Burning a flag is never a light or justified action. Even the most peaceful and liberal of Malaysians would not appreciate the Jalur Gemilang being treated that way, no matter what race, religion or political leaning. But Malaysians' response on the recent burning of our country's flag in Indonesia was not met by great anger or similar retaliatory actions. Could it be that deep down inside Malaysians are aware of or understand their anger?

Najib, in response to these incidents, said he believed the burning of Malaysian flags did not reflect the intention of the Indonesian government. Surely, however, it must be more worrying when it is not the government's intent, but that of the people on the ground. This is no longer about politics, it has seeped into the masses of Indonesia. They are no longer talking about just maids or territorial disputes like Ambalat, they are saying phrases like "You think we are dirt" and "You are so arrogant". They hack our websites and openly insult the country, and this is in the month of Ramadan.

You know that really annoying kid in the classroom who cannot stop talking about himself, unwittingly infuriating those around him? That seems to be us to Indonesia at the moment.

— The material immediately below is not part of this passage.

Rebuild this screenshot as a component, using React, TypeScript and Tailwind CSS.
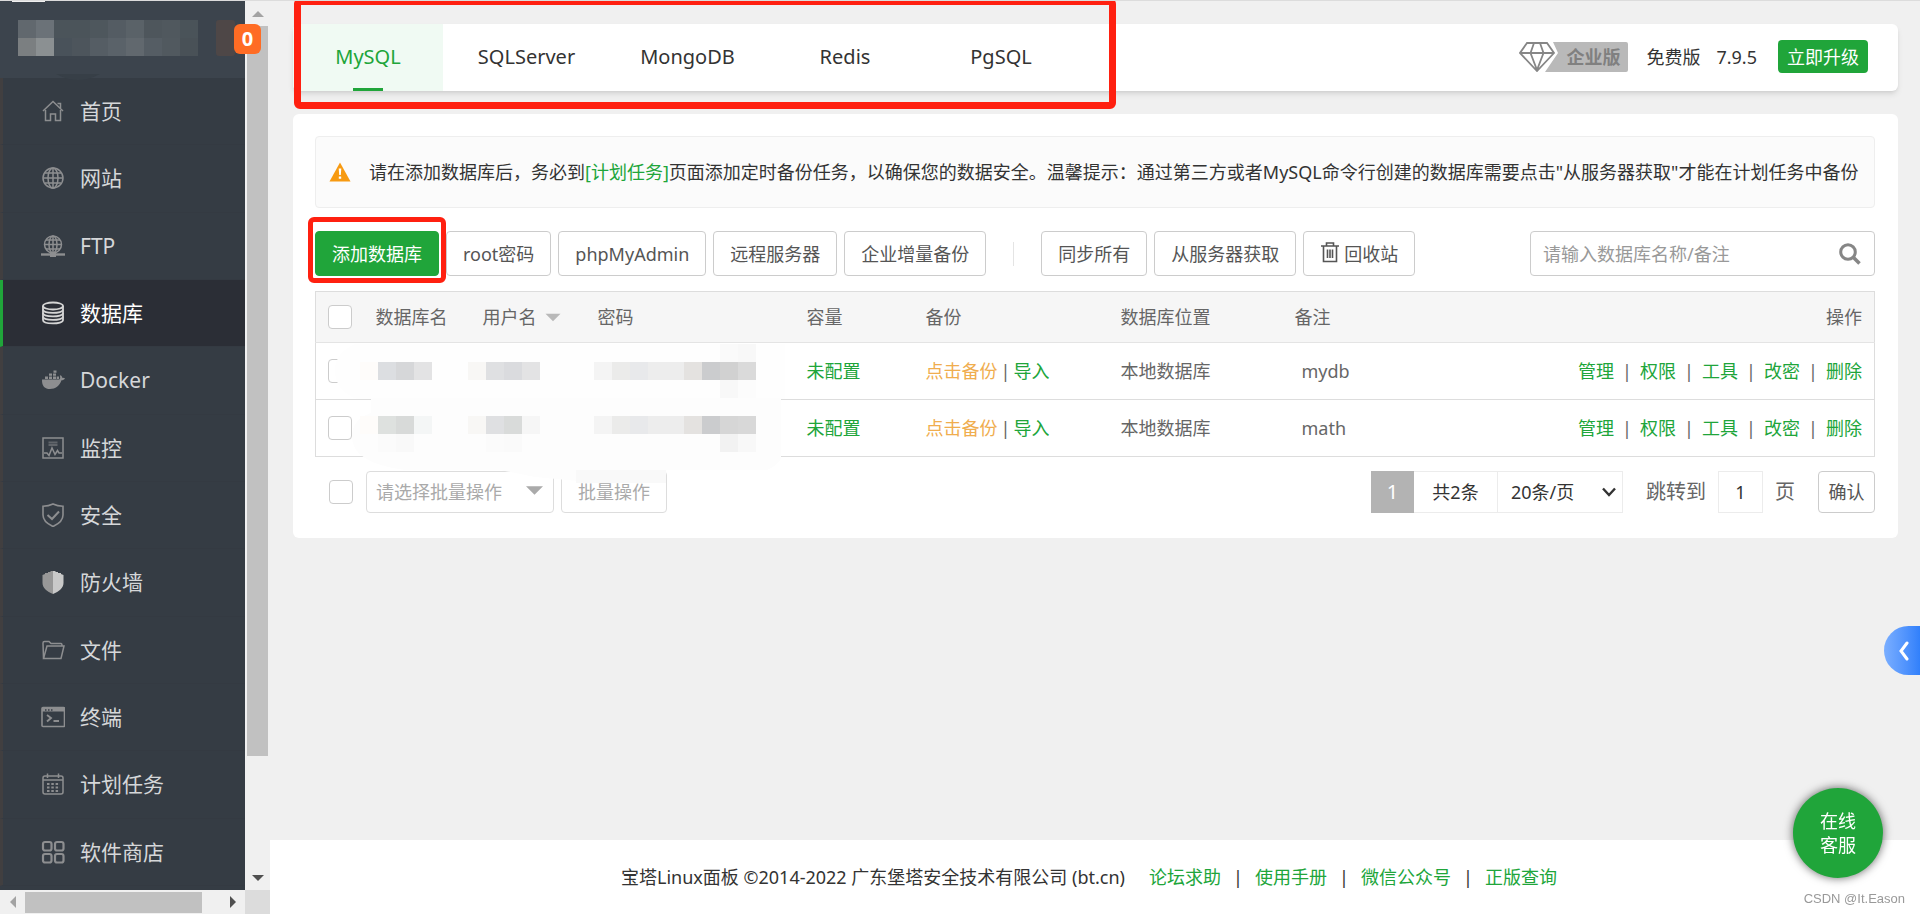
import type { ReactNode } from "react";

const navItems: { label: string; icon: ReactNode; active?: boolean }[] = [
  {
    label: "首页",
    icon: (
      <g strokeWidth="1.5">
        <path d="M2 12 L12 2.5 L22 12" />
        <path d="M4.500 11 V21.500 H9.500 V15 H14.500 V21.500 H19.500 V11" />
        <path d="M16.500 4.500 H19.500 V9" />
      </g>
    ),
  },
  {
    label: "网站",
    icon: (
      <g strokeWidth="1.5">
        <circle cx="12" cy="12" r="10" />
        <ellipse cx="12" cy="12" rx="5" ry="10" />
        <path d="M12 2 V22 M2 12 H22 M4 7 H20 M4 17 H20" />
      </g>
    ),
  },
  {
    label: "FTP",
    icon: (
      <g strokeWidth="1.5">
        <circle cx="12" cy="10.500" r="8.500" />
        <ellipse cx="12" cy="10.500" rx="4" ry="8.500" />
        <path d="M12 2 V19 M3.500 10.500 H20.500 M5 6 H19 M5 15 H19" />
        <path d="M0 20.500 H24" strokeWidth="2.4" />
        <path d="M9 21 H15" strokeWidth="4" />
      </g>
    ),
  },
  {
    label: "数据库",
    active: true,
    icon: (
      <g strokeWidth="1.8">
        <ellipse cx="12" cy="5" rx="10" ry="3.500" />
        <path d="M2 5 V19 C2 23.600 22 23.600 22 19 V5" />
        <path d="M2 8.500 C2 13 22 13 22 8.500 M2 12 C2 16.500 22 16.500 22 12 M2 15.500 C2 20 22 20 22 15.500" />
      </g>
    ),
  },
  {
    label: "Docker",
    icon: (
      <g fill="currentColor" stroke="none">
        <path d="M1 11.500 H18.500 C19.500 10.500 19.300 9 18.800 7.800 L19.800 7.200 C20.800 8 21.200 9 21.200 9.700 C22.200 9.500 23.200 9.700 24 10.300 C23.300 11.800 22 12.300 20.500 12.300 C18.500 18 14.500 21 9 21 C4 21 0.800 18.500 1 11.500 Z" />
        <path d="M4 8.500 h3 v2.400 h-3z M8 8.500 h3 v2.400 h-3z M12 8.500 h3 v2.400 h-3z M8 5.500 h3 v2.300 h-3z M12 5.500 h3 v2.300 h-3z M12.500 2.500 h3 v2.200 h-3z M15.700 8.500 h2.300 v2.400 h-2.300z" />
      </g>
    ),
  },
  {
    label: "监控",
    icon: (
      <g strokeWidth="1.5">
        <rect x="2" y="2" width="20" height="20" />
        <path d="M7.500 6.500 H16.500 M7.500 9 H16.500" opacity="0.5" strokeWidth="2" />
        <path d="M3 17 H6 L8 19.500 L11 12 L14 18.500 L16.500 14.500 L18 17 H21" />
      </g>
    ),
  },
  {
    label: "安全",
    icon: (
      <g strokeWidth="1.6">
        <path d="M12 1 C9 2.500 5.500 3.200 2 3.200 V12 C2 17.500 6.500 21 12 23.500 C17.500 21 22 17.500 22 12 V3.200 C18.500 3.200 15 2.500 12 1 Z" />
        <path d="M6.500 12 L11 16 L18 8.500" strokeWidth="2" />
      </g>
    ),
  },
  {
    label: "防火墙",
    icon: (
      <g stroke="none">
        <path d="M1.500 5 L4 4 V3 H7 V2 H9.500 V1 H12 V24 C6 21.500 1.500 18 1.500 13 Z" fill="#989898" />
        <path d="M12 1 L14.500 1 V2 H17 V3 H20 V4 L22.500 5 V13 C22.500 18 18 21.500 12 24 Z" fill="#c9c9c9" />
      </g>
    ),
  },
  {
    label: "文件",
    icon: (
      <g strokeWidth="1.5">
        <path d="M2.500 20 L2 5 Q2 3.500 3.500 3.500 H8 L10 5.500 H20 Q21 5.500 21 8" />
        <path d="M6 8 H23 L20 20.500 H2.500 Z" />
      </g>
    ),
  },
  {
    label: "终端",
    icon: (
      <g strokeWidth="1.6">
        <rect x="1" y="2.500" width="22.500" height="19" rx="1" />
        <rect x="1" y="2.500" width="22.500" height="4" fill="currentColor" stroke="none" />
        <path d="M6 10 L10 13 L6 16.500 M12.500 16 H18" strokeWidth="1.9" />
        <path d="M4 5 h1.500 M7 5 h1.500 M10 5 h1.500" stroke="#353c44" />
      </g>
    ),
  },
  {
    label: "计划任务",
    icon: (
      <g strokeWidth="1.5">
        <rect x="2" y="4" width="20" height="18" rx="2" />
        <path d="M2 8 H22 M6.500 1.500 V6 M17.500 1.500 V6" />
        <path d="M6 12 H19 M6 15.500 H19 M6 19 H19" strokeDasharray="2.5 1.8" strokeWidth="2" />
      </g>
    ),
  },
  {
    label: "软件商店",
    icon: (
      <g strokeWidth="2.2">
        <rect x="2" y="2" width="8.500" height="8.500" rx="2" />
        <rect x="14" y="2" width="8.500" height="8.500" rx="2" />
        <rect x="2" y="14" width="8.500" height="8.500" rx="2" />
        <rect x="14" y="14" width="8.500" height="8.500" rx="2" />
      </g>
    ),
  },
];

const tabs = [
  { label: "MySQL", width: "w-[150px]", active: true },
  { label: "SQLServer", width: "w-[167px]" },
  { label: "MongoDB", width: "w-[155px]" },
  { label: "Redis", width: "w-[160px]" },
  { label: "PgSQL", width: "w-[152px]" },
];

const databases = ["mydb", "math"];
const actions = ["管理", "权限", "工具", "改密", "删除"];
const footerLinks = ["论坛求助", "使用手册", "微信公众号", "正版查询"];

const titleMosaic = [
  ["#61686e", "#6b7278", "#4b545a", "#4b545a", "#4e575d", "#545c63", "#5a6268", "#4e565c", "#50585e", "#4a5359"],
  ["#7b7f81", "#8b9092", "#49525a", "#4d555c", "#555d64", "#5a6269", "#61686e", "#555d64", "#51595f", "#495157"],
];

// x, y, colour of each 18px block that hides the credentials
const cellMosaic: [number, number, string][] = [
  [45, 71, "#fefcfa"], [63, 71, "#dcdee1"], [81, 71, "#d6d7d9"], [99, 71, "#e3e3e4"],
  [153, 71, "#f8f7f5"], [171, 71, "#dfe0e2"], [189, 71, "#dadbde"], [207, 71, "#e3e3e4"],
  [279, 71, "#f4f4f4"], [297, 71, "#ebebea"], [315, 71, "#e8e9eb"], [333, 71, "#ededed"], [351, 71, "#ededed"],
  [369, 71, "#e4e2e0"], [387, 71, "#cbccce"], [405, 71, "#d1d1d1"], [423, 71, "#dadada"],
  [405, 53, "#fafafa"], [423, 53, "#f8f8f8"], [405, 89, "#f8f8f8"], [423, 89, "#fcfcfc"],
  [45, 125, "#fefcfa"], [63, 125, "#dee1df"], [81, 125, "#d8dad9"], [99, 125, "#f4f6f6"],
  [153, 125, "#f8f7f5"], [171, 125, "#dfe0e2"], [189, 125, "#d9dbda"], [207, 125, "#f6f6f6"],
  [279, 125, "#f4f4f4"], [297, 125, "#ebebea"], [315, 125, "#e8e9eb"], [333, 125, "#ededed"], [351, 125, "#ededed"],
  [369, 125, "#e4e2e0"], [387, 125, "#cbccce"], [405, 125, "#d6d6d6"], [423, 125, "#d8d8d8"],
  [63, 143, "#fbfbfb"], [81, 143, "#f9f9f9"], [171, 143, "#fbfbfb"], [189, 143, "#fafafa"],
  [405, 143, "#f2f2f2"], [423, 143, "#f8f8f8"],
];

function Checkbox({ label }: { label: string }) {
  return (
    <input
      type="checkbox"
      aria-label={label}
      className="block size-6 shrink-0 appearance-none rounded-sm border border-[#ccc] bg-white"
    />
  );
}

function ToolButton({ children }: { children: ReactNode }) {
  return (
    <button className="flex h-[45px] shrink-0 items-center gap-1 rounded border border-[#ccc] bg-white px-4 text-[#555] hover:bg-gray-50">
      {children}
    </button>
  );
}

function Arrow({ className, points }: { className: string; points: string }) {
  return (
    <svg viewBox="0 0 12 12" className={className} fill="currentColor" aria-hidden="true">
      <polygon points={points} />
    </svg>
  );
}

function Sidebar() {
  return (
    <aside className="sticky top-0 flex h-screen w-[270px] shrink-0 flex-col bg-[#f0f0f0]">
      <div className="flex min-h-0 flex-1">
        <div className="flex w-[245px] flex-col bg-[#353c44]">
          <div className="relative h-[78px] shrink-0 border-t border-[#dcdcdc] bg-[#3c444d]">
            <svg className="block" width="245" height="80" viewBox="0 1 245 80" aria-hidden="true">
              <rect x="12" y="0" width="33" height="2" fill="#f0f0f0" />
              {titleMosaic.map((row, y) =>
                row.map((fill, x) => (
                  <rect key={`${x}-${y}`} x={18 + x * 18} y={20 + y * 18} width="18" height="18" fill={fill} />
                ))
              )}
              <rect x="216" y="20" width="19" height="36" rx="3" fill="#4e4747" />
              <path d="M56 74 H100 Q78 86 56 74 Z" fill="#373f47" />
            </svg>
            <span className="absolute top-[23px] left-[234px] z-10 flex h-[30px] w-[27px] items-center justify-center rounded-md bg-[#ff6c24] text-xl font-bold text-white">
              0
            </span>
          </div>
          <nav className="flex min-h-0 flex-1 flex-col pb-1">
            {navItems.map((item) => (
              <a
                key={item.label}
                href="#"
                className={`flex flex-1 items-center border-b border-l-[3px] border-b-[#343a42] pl-[38px] text-[21px] ${
                  item.active ? "border-l-[#20a53a] bg-[#2b2e36] text-white" : "border-l-[#413f40] text-[#d5d7d9]"
                }`}
              >
                <svg
                  viewBox="0 0 24 24"
                  fill="none"
                  stroke="currentColor"
                  className={`mr-[15px] size-6 ${item.active ? "text-[#d5d5d5]" : "text-[#8d8e90]"}`}
                  aria-hidden="true"
                >
                  {item.icon}
                </svg>
                {item.label}
              </a>
            ))}
          </nav>
        </div>
        <div className="flex w-[25px] flex-col items-center border-t border-[#dcdcdc] pr-[2px] pl-[2px]">
          <div className="flex h-[25px] items-center">
            <Arrow className="size-3 text-[#a3a3a3]" points="0,9 6,3 12,9" />
          </div>
          <div className="min-h-0 w-full flex-1">
            <div className="h-[87%] bg-[#c1c1c1]" />
          </div>
          <div className="flex h-[25px] items-center">
            <Arrow className="size-3 text-[#505050]" points="0,3 12,3 6,9" />
          </div>
        </div>
      </div>
      <div className="flex h-6 shrink-0 items-center">
        <div className="flex w-[25px] justify-center">
          <Arrow className="size-3 text-[#a3a3a3]" points="9,0 9,12 3,6" />
        </div>
        <div className="h-[21px] w-[177px] bg-[#c1c1c1]" />
        <div className="flex flex-1 justify-end pr-[6px]">
          <Arrow className="size-3 text-[#505050]" points="3,0 9,6 3,12" />
        </div>
        <div className="h-full w-[25px] bg-[#dcdcdc]" />
      </div>
    </aside>
  );
}

function Header() {
  return (
    <header className="relative flex h-[67px] items-center justify-between rounded-md bg-white pr-[30px] shadow-md">
      <div className="flex h-full">
        {tabs.map((tab) => (
          <button
            key={tab.label}
            className={`flex flex-col items-center text-xl ${tab.width} ${
              tab.active ? "rounded-l-md bg-[#f0faf3] text-[#20a53a]" : "text-[#333]"
            }`}
          >
            <span className="flex flex-1 items-center pt-[2px]">{tab.label}</span>
            <span className={`h-[3px] w-[30px] ${tab.active ? "bg-[#20a53a]" : ""}`} />
          </button>
        ))}
      </div>
      <div className="flex items-center pb-[2px] text-lg text-[#333]">
        <div className="relative flex items-center">
          <svg width="109" height="30" viewBox="0 0 109 30" fill="none" aria-hidden="true">
            <path d="M34 0 H107 Q109 0 109 2 V28 Q109 30 107 30 H26 L39 11 Z" fill="#b9b9b9" />
            <path
              d="M8 1 H28 L35 11 L18 29 L1 11 Z M1 11 H35 M11.500 11 L18 28 L24.500 11 L21 1 M11.500 11 L15 1"
              stroke="#868686"
              strokeWidth="1.8"
            />
          </svg>
          <span className="absolute right-2 text-lg leading-none font-bold text-[#808080]">企业版</span>
        </div>
        <span className="ml-[18px]">免费版</span>
        <span className="ml-4">7.9.5</span>
        <button className="ml-[21px] flex h-[33px] items-center rounded bg-[#20a53a] px-[9px] text-white">立即升级</button>
      </div>
      <div className="pointer-events-none absolute -top-[26px] left-px h-[111px] w-[822px] rounded-md border-[7px] border-[#ff2010]" />
    </header>
  );
}

function DatabaseTable() {
  return (
    <div className="relative mt-[15px]">
      <table className="w-full table-fixed border-collapse border border-[#ddd] text-left text-lg text-[#666]">
        <thead>
          <tr className="h-[51px] border-b border-[#e4e4e4] bg-[#f6f6f6]">
            <th className="w-[49px] pl-3">
              <Checkbox label="全选" />
            </th>
            <th className="w-[107px] pl-[11px] font-normal">数据库名</th>
            <th className="w-[115px] pl-[11px] font-normal">
              <span className="flex items-center gap-2">
                用户名
                <Arrow className="h-[15px] w-4 text-[#b9b9b9]" points="0,3 12,3 6,9" />
              </span>
            </th>
            <th className="w-[209px] pl-[11px] font-normal">密码</th>
            <th className="w-[119px] pl-[11px] font-normal">容量</th>
            <th className="w-[195px] pl-[11px] font-normal">备份</th>
            <th className="w-[174px] pl-[11px] font-normal">数据库位置</th>
            <th className="pl-[11px] font-normal">备注</th>
            <th className="w-[300px] pr-3 text-right font-normal">操作</th>
          </tr>
        </thead>
        <tbody>
          {databases.map((name) => (
            <tr key={name} className="h-[57px] border-b border-[#ddd]">
              <td className="pl-3">
                <Checkbox label={name} />
              </td>
              <td />
              <td />
              <td />
              <td className="pl-[11px]">
                <a href="#" className="text-[#20a53a]">未配置</a>
              </td>
              <td className="pl-[11px]">
                <a href="#" className="text-[#f0ad4e]">点击备份</a>
                <span className="px-[3px]">|</span>
                <a href="#" className="text-[#20a53a]">导入</a>
              </td>
              <td className="pl-[11px]">本地数据库</td>
              <td className="pl-[18px]">{name}</td>
              <td className="pr-3">
                <div className="flex justify-end">
                  {actions.map((action, i) => (
                    <span key={action} className="flex">
                      {i > 0 && <span className="w-[26px] text-center">|</span>}
                      <a href="#" className="text-[#20a53a]">{action}</a>
                    </span>
                  ))}
                </div>
              </td>
            </tr>
          ))}
        </tbody>
      </table>
      <svg
        className="pointer-events-none absolute top-0 left-0 z-10"
        width="480"
        height="206"
        viewBox="0 0 480 206"
        aria-hidden="true"
      >
        <path d="M40 53 H470 V108 H42 Q20 100 20 79 Q20 62 40 53 Z" fill="#fefefe" />
        <path d="M56 107 H466 V168 Q460 176 452 179 H351 V192 H285 L220 186 L185 179 H90 Q37 172 37 146 Q37 128 56 122 Z" fill="#fdfdfd" />
        <rect x="261" y="179" width="90" height="13" fill="#f9f9f9" />
        {cellMosaic.map(([x, y, fill]) => (
          <rect key={`${x}-${y}`} x={x} y={y} width="18" height="18" fill={fill} />
        ))}
      </svg>
    </div>
  );
}

function TableFooter() {
  return (
    <div className="mt-[14px] flex h-[42px] items-stretch justify-between text-lg">
      <div className="flex items-stretch text-[#aaa]">
        <div className="flex items-center pr-[13px] pl-[14px]">
          <Checkbox label="全选当前页" />
        </div>
        <div className="relative flex">
          <select
            aria-label="批量操作类型"
            className="w-[188px] appearance-none rounded-sm border border-[#ddd] bg-white pb-px pl-[9px]"
          >
            <option>请选择批量操作</option>
          </select>
          <Arrow className="pointer-events-none absolute top-[11px] right-[11px] size-[17px]" points="0,3 12,3 6,9" />
        </div>
        <button className="ml-[7px] rounded border border-[#ddd] px-4">批量操作</button>
      </div>
      <div className="flex items-stretch text-[#666]">
        <span className="flex w-[43px] items-center justify-center bg-[#b3b3b3] text-xl text-white">1</span>
        <span className="flex w-[83px] items-center justify-center border-y border-[#ececec] text-[#333]">共2条</span>
        <div className="relative flex">
          <select
            aria-label="每页条数"
            className="w-[126px] appearance-none border border-[#ececec] bg-white pl-[13px] text-[#333]"
          >
            <option>20条/页</option>
          </select>
          <svg
            className="pointer-events-none absolute top-[13px] right-[6px]"
            width="16"
            height="16"
            viewBox="0 0 16 16"
            fill="none"
            stroke="#333"
            strokeWidth="2.4"
            aria-hidden="true"
          >
            <path d="M2 4.500 L8 11 L14 4.500" />
          </svg>
        </div>
        <label htmlFor="page" className="flex items-center pr-[12px] pl-[23px] text-xl">跳转到</label>
        <input id="page" defaultValue="1" className="w-[45px] border border-[#ececec] text-center text-[#333]" />
        <span className="flex items-center pr-[23px] pl-3 text-xl">页</span>
        <button className="w-[57px] rounded-sm border border-[#ccc] text-[#555]">确认</button>
      </div>
    </div>
  );
}

export default function App() {
  return (
    <div className="flex min-h-screen bg-[#f0f0f0] font-['Noto_Sans','Noto_Sans_CJK_SC',sans-serif] text-lg leading-6">
      <Sidebar />
      <div className="flex min-w-0 flex-1 flex-col overflow-hidden border-t border-[#dcdcdc]">
        <div className="flex flex-col gap-[23px] pt-[23px] pr-[22px] pl-[23px]">
          <Header />
          <main className="rounded-md bg-white pt-[22px] pr-[23px] pb-[25px] pl-[22px]">
            <div className="flex h-[72px] items-center rounded-sm border border-[#eee] bg-[#fbfbfb] pl-[13px] text-[#333]">
              <svg width="22" height="20" viewBox="0 0 22 20" className="mr-[18px] shrink-0" aria-hidden="true">
                <path d="M11 0.500 L21.500 19.500 H0.500 Z" fill="#f79a11" />
                <path d="M9.700 6.500 H12.300 L11.800 13 H10.200 Z M9.800 14.500 H12.200 V16.700 H9.800 Z" fill="#fff" />
              </svg>
              <p className="whitespace-nowrap">
                请在添加数据库后，务必到<a href="#" className="text-[#20a53a]">[计划任务]</a>
                页面添加定时备份任务，以确保您的数据安全。温馨提示：通过第三方或者MySQL命令行创建的数据库需要点击"从服务器获取"才能在计划任务中备份
              </p>
            </div>

            <div className="mt-[23px] flex items-center justify-between">
              <div className="flex items-center gap-[7px]">
                <div className="relative">
                  <button className="flex h-[45px] items-center rounded border border-[#20a53a] bg-[#20a53a] px-4 text-white">
                    添加数据库
                  </button>
                  <div className="pointer-events-none absolute -inset-x-[7px] -top-[14px] -bottom-[7px] z-10 rounded-md border-[5px] border-[#ff2010]" />
                </div>
                <ToolButton>root密码</ToolButton>
                <ToolButton>phpMyAdmin</ToolButton>
                <ToolButton>远程服务器</ToolButton>
                <ToolButton>企业增量备份</ToolButton>
                <span className="mx-5 h-6 w-px bg-[#e4e4e4]" />
                <ToolButton>同步所有</ToolButton>
                <ToolButton>从服务器获取</ToolButton>
                <ToolButton>
                  <svg
                    width="20"
                    height="22"
                    viewBox="0 0 20 22"
                    fill="none"
                    stroke="currentColor"
                    strokeWidth="1.6"
                    className="-mt-1"
                    aria-hidden="true"
                  >
                    <path d="M1 5 H19 M6.500 5 V2 H13.500 V5 M3.500 5 V20.500 H16.500 V5 M7.500 8.500 V17 M10 8.500 V17 M12.500 8.500 V17" />
                  </svg>
                  回收站
                </ToolButton>
              </div>
              <div className="flex h-[45px] w-[345px] items-center rounded-sm border border-[#ccc] pr-[13px] pl-3">
                <input
                  type="text"
                  aria-label="搜索数据库"
                  placeholder="请输入数据库名称/备注"
                  className="min-w-0 flex-1 outline-none placeholder:text-[#999]"
                />
                <button aria-label="搜索">
                  <svg width="22" height="22" viewBox="0 0 22 22" fill="none" stroke="#868686" aria-hidden="true">
                    <circle cx="9" cy="9" r="7.300" strokeWidth="3" />
                    <path d="M14.500 14.500 L20.500 20.500" strokeWidth="3.5" />
                  </svg>
                </button>
              </div>
            </div>

            <DatabaseTable />
            <TableFooter />
          </main>
        </div>

        <footer className="mt-auto flex h-[74px] items-center justify-center bg-white pr-3 text-[#333]">
          <span className="mr-6">宝塔Linux面板 ©2014-2022 广东堡塔安全技术有限公司 (bt.cn)</span>
          {footerLinks.map((link, i) => (
            <span key={link} className="flex">
              {i > 0 && <span className="w-[34px] text-center">|</span>}
              <a href="#" className="text-[#20a53a]">{link}</a>
            </span>
          ))}
        </footer>
      </div>

      <button
        aria-label="展开"
        className="fixed top-[626px] right-0 flex h-[49px] w-9 items-center justify-center rounded-l-full bg-linear-to-r from-[#7aaeff] to-[#3180fb] pl-1"
      >
        <svg width="12" height="20" viewBox="0 0 12 20" fill="none" stroke="#fff" strokeWidth="3" strokeLinecap="round" aria-hidden="true">
          <path d="M9 2 L3 10 L9 18" />
        </svg>
      </button>
      <button className="fixed right-[37px] bottom-9 size-[90px] rounded-full bg-[#20a53a] text-lg leading-6 text-white shadow-[0_0_10px_rgba(0,0,0,0.6)]">
        在线
        <br />
        客服
      </button>
      <span className="fixed right-[15px] bottom-[5px] font-['Liberation_Sans',sans-serif] text-[13px] leading-5 text-[#999]">
        CSDN @It.Eason
      </span>
    </div>
  );
}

But there is hope for improvement. Even as there is vitriol from Indonesians, there are those who urge restraint, and tell their countrymen that it is their government who should do more for their poor, for their maids, for their own tourism campaign. There are the Indonesians who remind their peers that we are indeed from similar roots, and to instead promote goodwill and friendship.

Perhaps we need to be more proactive to help them, and ourselves. Could there be more non-governmental organisations or British Council-like outfits to promote cultural relations? Perhaps the arts community in both countries could play a greater part.

 

If we are truly keen to better our neighbourly relations, then like Ashraf and Bunga, we must seek the understanding and restu from both our peoples.